在minst手写体数据集基础上构建LeNet-5网络,其结构如下:
其中,T表示tanh激活函数,S代表softmax。
原始mnist数据格式为**[6000,28,28],但是卷积层所需要的格式为[None,28,28,1],None 代表任何个[28,28,1]数据,其中28为宽高**,1代表颜色通道(一般颜色通道为3,rgb,这里采用灰色).
def load_data(self):
print('loaddata')
(X_train, y_train), (X_test, y_test) = mnist.load_data()
X_train = X_train.reshape(-1, 28, 28, 1) # normalize
X_test = X_test.reshape(-1, 28, 28, 1) # normalize
X_train = X_train / 255
X_test = X_test / 255
y_train = to_categorical(y_train, num_classes=10)
y_test = to_categorical(y_test, num_classes=10)
return (X_train, y_train), (X_test, y_test)
其中LeNet5中的5代表5层,我已经在下面用彩色数字标注出来了。
import tensorflow as tf
from tensorflow.keras.datasets import mnist
from tensorflow.keras.layers import Dense, Conv2D, AveragePooling2D, Flatten
from tensorflow.keras.models import Sequential
from tensorflow.keras.utils import to_categorical
class LeNet5:
def __init__(self):
self.model = Sequential()
def load_data(self):
print('loaddata')
(X_train, y_train), (X_test, y_test) = mnist.load_data()
X_train = X_train.reshape(-1, 28, 28, 1) # normalize
X_test = X_test.reshape(-1, 28, 28, 1) # normalize
X_train = X_train / 255
X_test = X_test / 255
y_train = to_categorical(y_train, num_classes=10)

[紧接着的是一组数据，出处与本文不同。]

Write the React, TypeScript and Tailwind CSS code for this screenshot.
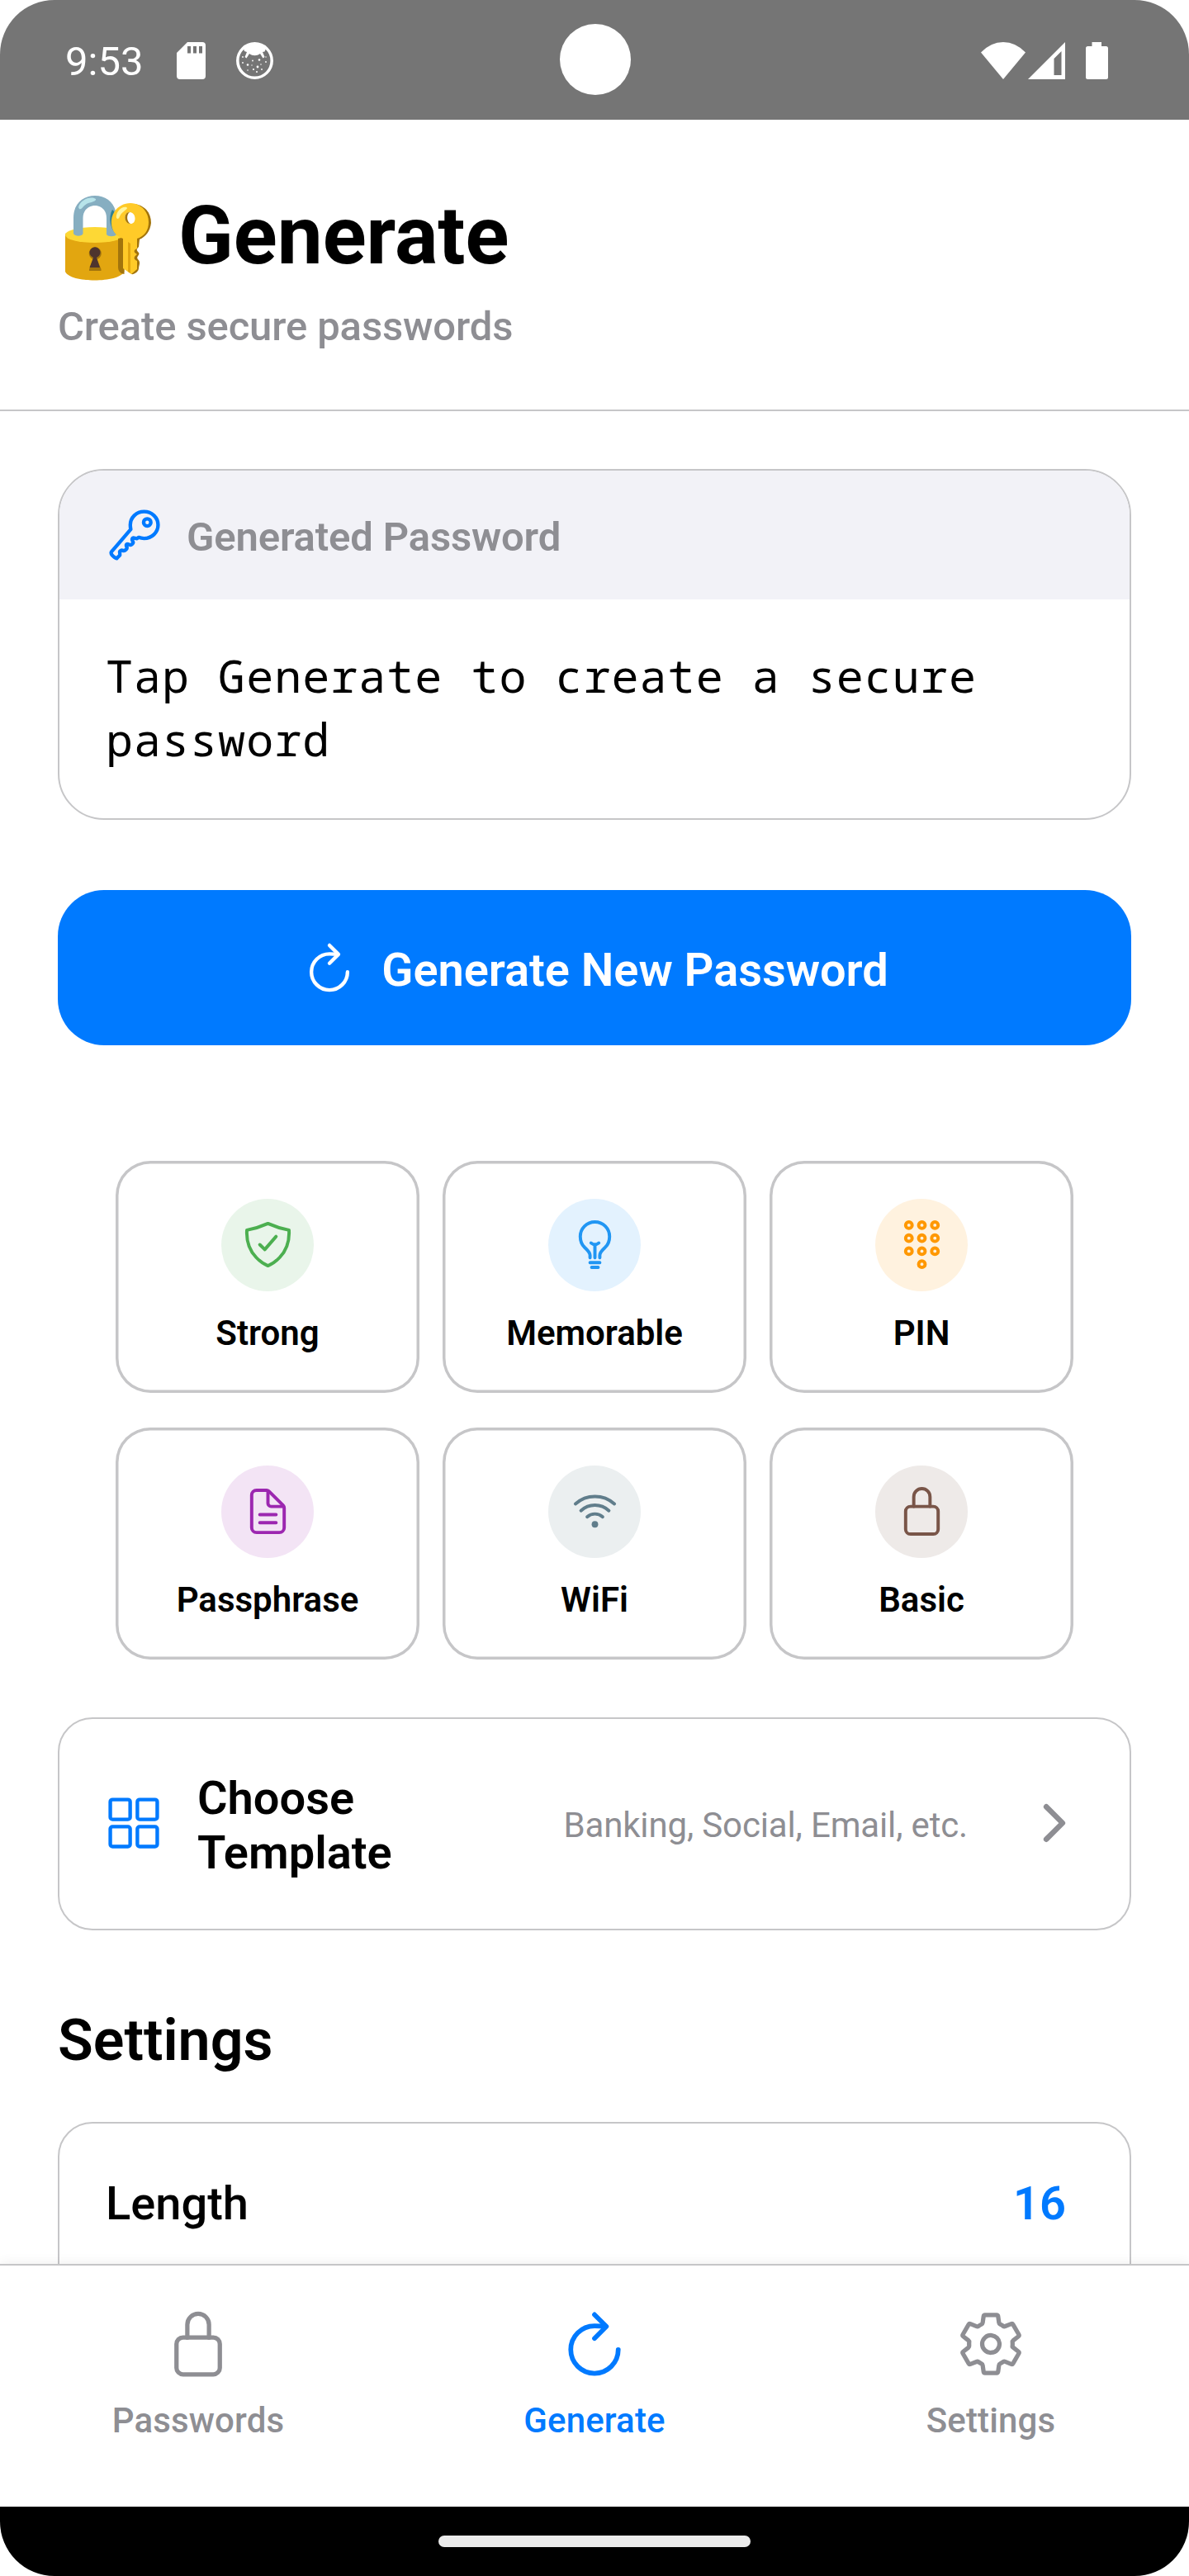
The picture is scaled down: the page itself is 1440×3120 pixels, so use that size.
import type { ComponentType } from "react";
import {
  IoBulbOutline,
  IoChevronForward,
  IoDocumentTextOutline,
  IoGridOutline,
  IoKeyOutline,
  IoKeypadOutline,
  IoLockClosedOutline,
  IoRefreshOutline,
  IoSettingsOutline,
  IoShieldCheckmarkOutline,
  IoWifiOutline,
} from "react-icons/io5";

type IconType = ComponentType<{ className?: string }>;

function SdCardIcon() {
  return (
    <svg className="h-[45px] w-[35px]" viewBox="0 0 35 45" fill="#fff">
      <path
        fillRule="evenodd"
        d="M13 0H31a4 4 0 0 1 4 4V41a4 4 0 0 1-4 4H4a4 4 0 0 1-4-4V13ZM13 5v8.500h4V5ZM20 5v8.500h4V5ZM27 5v8.500h4V5Z"
      />
    </svg>
  );
}

function CatIcon() {
  return (
    <svg className="h-[45px] w-[45px]" viewBox="0 0 45 45">
      <circle cx="22.500" cy="22.500" r="20.700" fill="none" stroke="#fff" strokeWidth="3.500" />
      <path d="M9 8C14 1 31 1 36 8L34.500 11.500 32 12 34.500 18 32.500 19.500 29 14C25 17 20 17 16 14L12.500 19.500 10.500 18 13 12 10 11Z" fill="#fff" />
      <g fill="#fff">
        <circle cx="28" cy="21.500" r="1.300" />
        <circle cx="14" cy="27.500" r="1.300" />
        <circle cx="26" cy="30" r="1.400" />
        <circle cx="20" cy="22.500" r=".9" />
        <circle cx="36" cy="24" r=".9" />
        <circle cx="8" cy="18" r=".9" />
        <circle cx="8" cy="25" r=".9" />
        <circle cx="19" cy="28" r=".7" />
        <circle cx="21" cy="33" r="1.100" />
        <circle cx="25" cy="36" r="1" />
        <circle cx="30" cy="27" r=".8" />
        <circle cx="31" cy="33" r=".9" />
        <circle cx="14" cy="34" r=".8" />
        <circle cx="36" cy="18" r=".7" />
      </g>
    </svg>
  );
}

function LockWithKeyEmoji() {
  return (
    <svg className="h-[104px] w-[106px]" viewBox="0 0 106 104">
      <path d="M0 45C3 59 68 59 71.500 45V92C65 106 6 106 0 92Z" fill="#e2a610" />
      <ellipse cx="35.700" cy="47.500" rx="35.700" ry="9.500" fill="#fdd835" />
      <path d="M10 46V27C10 9 22 0 36 0S62 9 62 27V47C60 50 52 50 50 47V27C50 17 43 12 36 12S21.500 17 21.500 27V46C20 49.500 12 49.500 10 46Z" fill="#86aec1" />
      <path d="M16 14C18 6 28 1 35 3 41 5 33 8 28 9 22 11 20 18 17 16Z" fill="#b8e4ea" />
      <path d="M57 17C52 26 54 40 62 47V27C61 22 60 19 57 17Z" fill="#2f8194" />
      <path d="M64 52L71.500 50V95C66 94 64 91 64 86Z" fill="#a2740c" />
      <path d="M29 89L34 77A7.500 7.500 0 1 1 38.500 77L43.500 89V91H29Z" fill="#a2740c" />
      <path d="M29.500 87L34 75A6.500 6.500 0 1 1 38 75L42 87Z" fill="#4e342e" />
      <path d="M84 10C97 12 104 21 104 33 103 43 97 50 90 53L89 62C86 65 86 66 89 69 91 72 85 74 88 77 92 81 89 84 89 88 89 92 83 96 80 95L76 52 90 20Z" fill="#a2740c" />
      <path
        fillRule="evenodd"
        d="M79 9C91 9 101 19 101 32 101 42 96 49 87 52V64C82 66 83 69 87 71 83 74 82 77 87 79V89L80 95 70 88V52C60 49 55 40 56 30 57 18 67 9 79 9ZM78 20C70 20 71 34 79 34 87 34 86 20 78 20Z"
        fill="#ffca28"
      />
      <path d="M78 20C70 20 71 34 79 34 74 31 74 23 78 20Z" fill="#a2740c" />
      <path d="M76 56L79 58V94L76 92Z" fill="#e2a610" />
      <path d="M62 24C63 17 70 13 74 14 78 16 69 18 66 25 65 29 61 29 62 24Z" fill="#fff59d" />
    </svg>
  );
}

function StatusBar() {
  return (
    <header className="relative flex h-[145px] items-center justify-between bg-[#757575] pt-px pr-[98px] pl-[79px] text-white">
      <div className="flex items-center">
        <span className="w-[135px] pt-[3px] text-[49px] leading-[58px]">9:53</span>
        <SdCardIcon />
        <div className="ml-[37px]">
          <CatIcon />
        </div>
      </div>
      <div className="absolute top-[29px] left-[678px] h-[86px] w-[86px] rounded-full bg-white" />
      <div className="flex items-center">
        <svg className="h-[45px] w-[54px]" viewBox="0 0 54 45" fill="#fff">
          <path d="M0 12.500Q12 0 27 0T54 12.500L27 45Z" />
        </svg>
        <svg className="ml-[3px] h-[45px] w-[45px]" viewBox="0 0 45 45" fill="#fff">
          <path fillRule="evenodd" d="M45 0V45H0ZM40.500 11L31.500 20V40H40.500Z" />
        </svg>
        <svg className="ml-[25px] h-[45px] w-[27px]" viewBox="0 0 27 45" fill="#fff">
          <path d="M7.500 0H19V5H24.500a2.500 2.500 0 0 1 2.500 2.500V42.500a2.500 2.500 0 0 1-2.500 2.500H2.500A2.500 2.500 0 0 1 0 42.500V7.500A2.500 2.500 0 0 1 2.500 5H7.500Z" />
        </svg>
      </div>
    </header>
  );
}

const presets: { label: string; Icon: IconType; disc: string; tint: string }[] = [
  { label: "Strong", Icon: IoShieldCheckmarkOutline, disc: "bg-[#e9f5ea]", tint: "text-[#4caf50]" },
  { label: "Memorable", Icon: IoBulbOutline, disc: "bg-[#e3f2fe]", tint: "text-[#2196f3]" },
  { label: "PIN", Icon: IoKeypadOutline, disc: "bg-[#fff2df]", tint: "text-[#ff9800]" },
  { label: "Passphrase", Icon: IoDocumentTextOutline, disc: "bg-[#f3e4f5]", tint: "text-[#9c27b0]" },
  { label: "WiFi", Icon: IoWifiOutline, disc: "bg-[#ebeff0]", tint: "text-[#607d8b]" },
  { label: "Basic", Icon: IoLockClosedOutline, disc: "bg-[#eeeae8]", tint: "text-[#795548]" },
];

function PresetGrid() {
  return (
    <div className="mt-[140px] grid grid-cols-3 gap-x-7 gap-y-[42px] px-[70px]">
      {presets.map(({ label, Icon, disc, tint }) => (
        <button
          key={label}
          className="flex h-[281px] flex-col items-center rounded-[42px] pt-[46px] shadow-[inset_0_0_0_3.5px_#c6c6c8]"
        >
          <span className={`flex h-28 w-28 items-center justify-center rounded-full pb-[2px] ${disc}`}>
            <Icon className={`size-[63px] ${tint}`} />
          </span>
          <span className="mt-[26px] text-[42px] leading-[50px] font-semibold">{label}</span>
        </button>
      ))}
    </div>
  );
}

const tabs: { label: string; Icon: IconType; active?: boolean }[] = [
  { label: "Passwords", Icon: IoLockClosedOutline },
  { label: "Generate", Icon: IoRefreshOutline, active: true },
  { label: "Settings", Icon: IoSettingsOutline },
];

function TabBar() {
  return (
    <nav className="relative grid h-[294px] grid-cols-3 border-t-2 border-[#c6c6c8] bg-white shadow-[0_0_14px_rgba(0,0,0,0.08)]">
      {tabs.map(({ label, Icon, active }) => (
        <button
          key={label}
          className={`flex flex-col items-center pt-[53px] ${active ? "text-[#007aff]" : "text-[#8e8e93]"}`}
        >
          <span className="flex h-[84px] items-center justify-center">
            <Icon className={active ? "size-[92px] shrink-0" : "size-[84px] shrink-0"} />
          </span>
          <span className="mt-[26px] text-[42px] leading-[50px] font-medium tracking-[0.15px]">{label}</span>
        </button>
      ))}
    </nav>
  );
}

export default function App() {
  return (
    <div className="flex h-[3120px] w-[1440px] flex-col overflow-hidden rounded-[66px] bg-white font-[Roboto,sans-serif] text-black">
      <StatusBar />

      <section className="h-[353px] border-b-2 border-[#c6c6c8] px-[70px] pt-[83px]">
        <h1 className="flex h-[116px] items-center text-[98px] leading-[116px] font-bold">
          <span className="mt-[5px] mr-[31px] ml-[9px]">
            <LockWithKeyEmoji />
          </span>
          Generate
        </h1>
        <p className="mt-[23px] text-[49px] leading-[58px] font-medium tracking-[-0.12px] text-[#8e8e93]">
          Create secure passwords
        </p>
      </section>

      <main className="min-h-0 flex-1 overflow-hidden px-[70px] pt-[70px]">
        <section className="h-[425px] overflow-hidden rounded-[56px] border-2 border-[#c6c6c8]">
          <div className="flex h-[156px] items-center bg-[#f2f2f7] pl-14">
            <IoKeyOutline className="size-[70px] text-[#007aff]" />
            <h2 className="mt-[5px] ml-7 text-[49px] leading-[58px] font-semibold tracking-[-0.15px] text-[#8e8e93]">
              Generated Password
            </h2>
          </div>
          <p className="px-14 pt-[53px] font-['Droid_Sans_Mono','Noto_Sans_Mono','DejaVu_Sans_Mono',monospace] text-[55px] leading-[77px] tracking-[1.03px]">
            Tap Generate to create a secure password
          </p>
        </section>

        <button className="mt-[85px] flex h-[188px] w-full items-center justify-center rounded-[56px] bg-[#007aff] text-white">
          <IoRefreshOutline className="size-[70px]" />
          <span className="mt-[5px] ml-7 text-[56px] leading-[66px] font-semibold tracking-[-0.05px]">
            Generate New Password
          </span>
        </button>

        <PresetGrid />

        <section className="mt-[70px] flex h-[258px] items-center rounded-[42px] border-2 border-[#c6c6c8] px-14">
          <IoGridOutline className="-mt-[2px] -ml-px size-[70px] text-[#007aff]" />
          <h2 className="mt-[3px] ml-[42px] w-[400px] text-[56px] leading-[66px] font-semibold">
            Choose
            <br />
            Template
          </h2>
          <span className="mt-[3px] ml-auto text-[42px] leading-[50px] tracking-[-0.15px] text-[#8e8e93]">
            Banking, Social, Email, etc.
          </span>
          <IoChevronForward className="-mt-[2px] ml-[70px] size-[70px] text-[#8e8e93]" />
        </section>

        <h2 className="mt-[91px] text-[70px] leading-[84px] font-semibold">Settings</h2>

        <section className="mt-[57px] h-[300px] rounded-[42px] border-2 border-[#c6c6c8] pt-[64px] pr-[77px] pl-14">
          <div className="flex justify-between text-[56px] leading-[66px]">
            <span className="font-medium">Length</span>
            <span className="font-semibold text-[#007aff]">16</span>
          </div>
        </section>
      </main>

      <TabBar />

      <footer className="flex h-[84px] justify-center bg-black pt-[35px]">
        <div className="h-[14px] w-[378px] rounded-full bg-[#ebebeb]" />
      </footer>
    </div>
  );
}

y_test = to_categorical(y_test, num_classes=10)
return (X_train, y_train), (X_test, y_test)
def train(self, x, y):
print("build")
self.model.add(Conv2D(input_shape=(28, 28, 1),
filters=6,
kernel_size=(5, 5),
strides=1,
activation=tf.keras.activations.tanh))
self.model.add(AveragePooling2D(pool_size=(2, 2)))
self.model.add(Conv2D(filters=6,
kernel_size=(5, 5),
strides=1,
activation=tf.keras.activations.tanh))
self.model.add(AveragePooling2D(pool_size=(2, 2)))
self.model.add(Flatten())
self.model.add(Dense(120, activation=tf.keras.activations.tanh))
self.model.add(Dense(84, activation=tf.keras.activations.tanh))
self.model.add(Dense(10, activation=tf.keras.activations.softmax))
# Compile model
self.model.compile(loss=tf.keras.losses.CategoricalCrossentropy(),
optimizer="adam",
metrics=['accuracy'])
print("train")
self.model.fit(x=x, y=y, batch_size=1, epochs=100, verbose=1)
return self.model
def predict(self, x):
print("predict")
for result in self.model.predict(x):
print(tf.argmax(result))
if __name__ == "__main__":
lenet = LeNet5()
(X_train, y_train), (X_test, y_test) = lenet.load_data()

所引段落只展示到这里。